Żeby się dowiedzieć, na czym ma polegać to „stosowne załatwienie” to trzeba by parę lat przepracować w Prokuraturze. Jedno wydaję się pewne – gdyby Prokuratorowi Okręgowemu zależało na tym, aby wszcząć rzetelne śledztwo w sprawie niedopełnienia obowiązków przez Komendanta Policji w Kraśniku, to nie przesyłał by zawiadomienia do jego kolegi – Prokuratora Rejonowego w Kraśniku, z którym na co dzień Komendant Policji współpracuje, i z którym zapewne codziennie wypija morze kawy…

c)      Reakcja Prokuratora Generalnego

Odpis pisma z dnia 12 marca 2013 r. skierowanego do Prokuratora Okręgowego w Lublinie  został wysłany do Prokuratora Generalnego. W piśmie przewodnim zostało zaznaczone, że wprawdzie sprawa dotyczy drobnego incydentu, stanowi jednak informację o zjawisku o skali ogólnokrajowej, którym Prokurator Generalny powinien się zainteresować. Przypadek z Kraśnika nie jest bowiem odosobniony. Codziennie bowiem tysiące, a może nawet dziesiątki tysięcy funkcjonariuszy zachowuje się podobnie – naruszając zasady bezpieczeństwa w ruchu drogowym.

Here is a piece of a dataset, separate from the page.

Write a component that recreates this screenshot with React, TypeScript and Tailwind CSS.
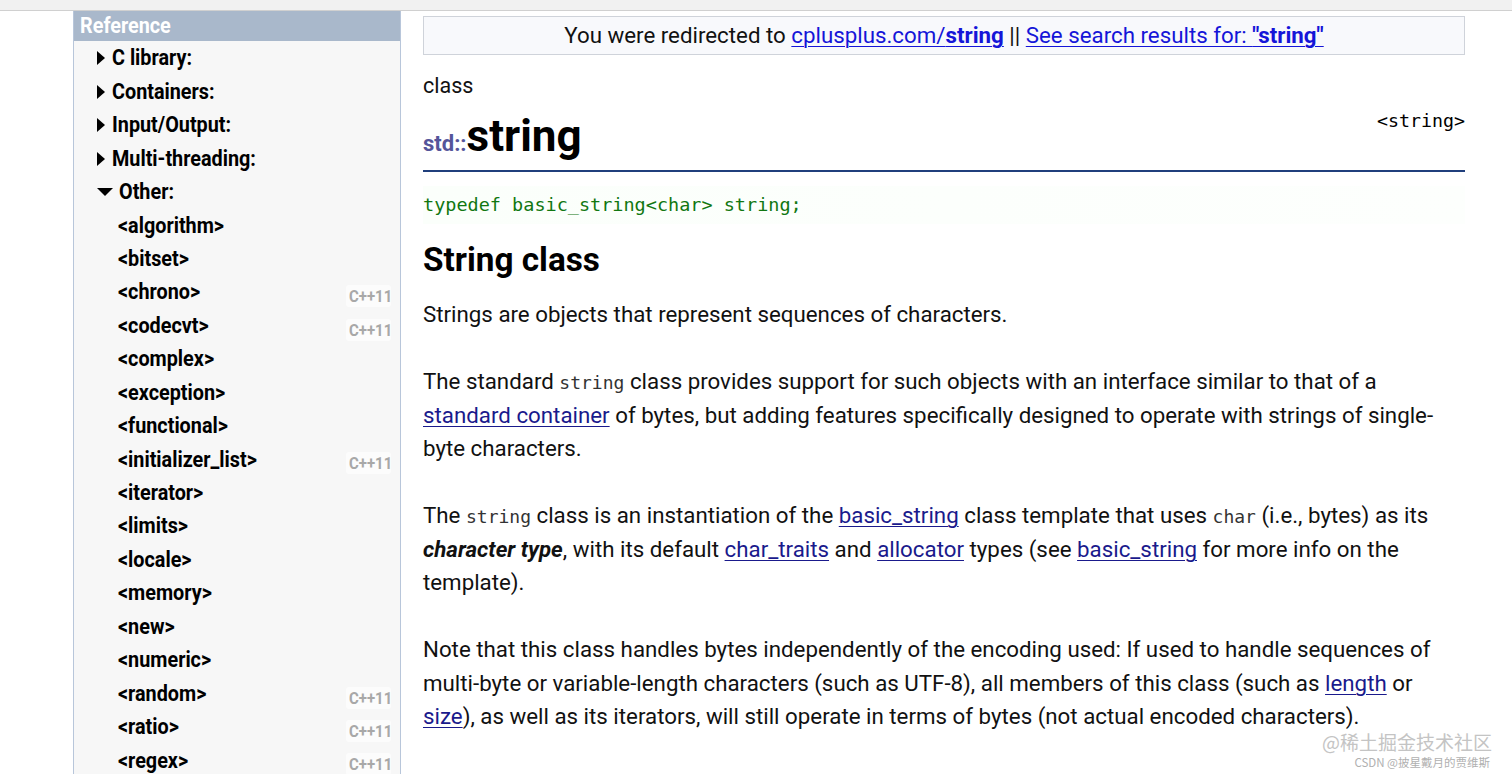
import { ReactNode } from "react";

const navTop = [
  { label: "C library:", open: false },
  { label: "Containers:", open: false },
  { label: "Input/Output:", open: false },
  { label: "Multi-threading:", open: false },
  { label: "Other:", open: true },
];

const headers = [
  { name: "<algorithm>" },
  { name: "<bitset>" },
  { name: "<chrono>", cpp11: true },
  { name: "<codecvt>", cpp11: true },
  { name: "<complex>" },
  { name: "<exception>" },
  { name: "<functional>" },
  { name: "<initializer_list>", cpp11: true },
  { name: "<iterator>" },
  { name: "<limits>" },
  { name: "<locale>" },
  { name: "<memory>" },
  { name: "<new>" },
  { name: "<numeric>" },
  { name: "<random>", cpp11: true },
  { name: "<ratio>", cpp11: true },
  { name: "<regex>", cpp11: true },
];

// no Roboto Condensed installed, so squeeze Roboto instead
const Cond = ({ children, className = "" }: { children: ReactNode; className?: string }) => (
  <span className={"inline-block origin-left scale-x-[0.88] whitespace-nowrap " + className}>{children}</span>
);

const Code = ({ children }: { children: ReactNode }) => (
  <code className="font-['DejaVu_Sans_Mono',monospace] text-[18px] leading-none text-[#333]">{children}</code>
);

const A = ({ children }: { children: ReactNode }) => (
  <a className="text-[#1a1a8c] underline underline-offset-[3px] decoration-1">{children}</a>
);

function Sidebar() {
  return (
    <aside className="w-[328px] shrink-0 border-x border-[#b8c6da] bg-[#f7f7f7] font-['Roboto',sans-serif] font-bold">
      <div className="h-[30px] bg-[#a9b8cb] pl-[6px] text-[22.5px] leading-[29px] text-white">
        <Cond>Reference</Cond>
      </div>
      {navTop.map((n) => (
        <div key={n.label} className="flex h-[33.45px] items-center pl-[23px] pt-[1px] text-[22.5px] text-black">
          {n.open ? (
            <span className="mr-[6px] inline-block h-0 w-0 border-x-[8px] border-t-[8px] border-x-transparent border-t-black" />
          ) : (
            <span className="mr-[7px] inline-block h-0 w-0 border-y-[7px] border-l-[8px] border-y-transparent border-l-black" />
          )}
          <Cond>{n.label}</Cond>
        </div>
      ))}
      {headers.map((h) => (
        <div key={h.name} className="flex h-[33.45px] items-center pl-[44px] pt-[1px] text-[22.5px] text-black">
          <Cond>{h.name}</Cond>
          {h.cpp11 && (
            <span className="ml-auto mr-[9px] mt-[8px] w-[45px] rounded-[3px] bg-[#fcfcfc] pl-[3px] text-[17px] leading-[22px] text-[#a8a8a8]">
              <Cond>C++11</Cond>
            </span>
          )}
        </div>
      ))}
    </aside>
  );
}

function Main() {
  return (
    <main className="ml-[22px] w-[1042px] font-['Roboto',sans-serif] text-[22.3px] text-[#111]">
      <div className="mt-[5px] flex h-[39px] items-center justify-center border border-[#cfd3da] bg-[#f8f9fc] text-[22.3px]">
        <span>You were redirected to&nbsp;</span>
        <a className="text-[#1515d8] underline underline-offset-[3px] decoration-1">
          cplusplus.com/<b>string</b>
        </a>
        <span>&nbsp;||&nbsp;</span>
        <a className="text-[#1515d8] underline underline-offset-[3px] decoration-1">
          See search results for: <b>"string"</b>
        </a>
      </div>
      <div className="mt-[16px] text-[21.5px] leading-[30px]">class</div>
      <div className="flex items-start justify-between border-b-2 border-[#203f7c]">
        <h1 className="mt-[9px] flex items-baseline leading-[52px]">
          <span className="text-[22px] font-bold text-[#55559a]">std::</span>
          <span className="text-[44px] font-bold text-black">string</span>
        </h1>
        <span className="mt-[6px] font-['DejaVu_Sans_Mono',monospace] text-[18.3px] text-black">&lt;string&gt;</span>
      </div>
      <div className="mt-[14px] bg-gradient-to-r from-[#fbfffb] to-[#fdfffd] py-[4px] font-['DejaVu_Sans_Mono',monospace] text-[18.5px] leading-[30px] text-[#117711]">
        typedef basic_string&lt;char&gt; string;
      </div>
      <h2 className="mt-[16px] text-[33.3px] font-bold leading-[40px] text-black">String class</h2>
      <div className="mt-[18px] leading-[33.5px]">
        <p>Strings are objects that represent sequences of characters.</p>
        <p className="mt-[33.5px]">
          The standard <Code>string</Code> class provides support for such objects with an interface similar to that of a{" "}
          <A>standard container</A> of bytes, but adding features specifically designed to operate with strings of single-byte
          characters.
        </p>
        <p className="mt-[33.5px]">
          The <Code>string</Code> class is an instantiation of the <A>basic_string</A> class template that uses <Code>char</Code>{" "}
          (i.e., bytes) as its <b className="italic">character type</b>, with its default <A>char_traits</A> and{" "}
          <A>allocator</A> types (see <A>basic_string</A> for more info on the template).
        </p>
        <p className="mt-[33.5px]">
          Note that this class handles bytes independently of the encoding used: If used to handle sequences of multi-byte or
          variable-length characters (such as UTF-8), all members of this class (such as <A>length</A> or <A>size</A>), as well
          as its iterators, will still operate in terms of bytes (not actual encoded characters).
        </p>
      </div>
    </main>
  );
}

export default function App() {
  return (
    <div className="relative h-[774px] w-[1512px] overflow-hidden bg-white">
      <div className="h-[11px] border-b border-[#d0d0d0] bg-[#f1f1f1]" />
      <div className="flex pl-[73px]">
        <Sidebar />
        <Main />
      </div>
      <div className="absolute right-[20px] bottom-[20px] text-right font-['Noto_Sans_CJK_SC',sans-serif] text-[19px] leading-[24px] text-[#c4c4c4]">
        @稀土掘金技术社区
      </div>
      <div className="absolute right-[22px] bottom-[5px] text-right font-['Noto_Sans_CJK_SC',sans-serif] text-[11.5px] leading-[14px] text-[#b0b0b0]">
        CSDN @披星戴月的贾维斯
      </div>
    </div>
  );
}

Niestety – tym razem – Prokurator Generalny rozczarował. Po prostu przesłał do Prokuratora Okręgowego w Lublinie odpis pisma, które adresowane było do Prokuratora Okręgowego w Lublinie … „celem stosownego załatwienia”.

Pismo za Prokuratora Generalnego podpisała pani prokurator Janina Osiecka.

 B.     „Wycieczka” inspektora ITD. z delegatury w Poznaniu

Stowarzyszenia Prawo na Drodze – w ramach swojej działalności statutowej, polegającej na monitorowaniu funkcjonowania władz publicznych – zarejestrowało „wycieczkę” jednego z inspektorów ITD. służbowym Fordem Mondeo. Jak wynika z dokonanych pomiarów, kierowca służbowego Forda nie przejmował się zbytnio obowiązującymi ograniczeniami prędkości. Zatem Inspekcja Transportu Drogowego – podobnie jak Policja – czuje się bezkarna w naruszaniu przepisów ruchu drogowego.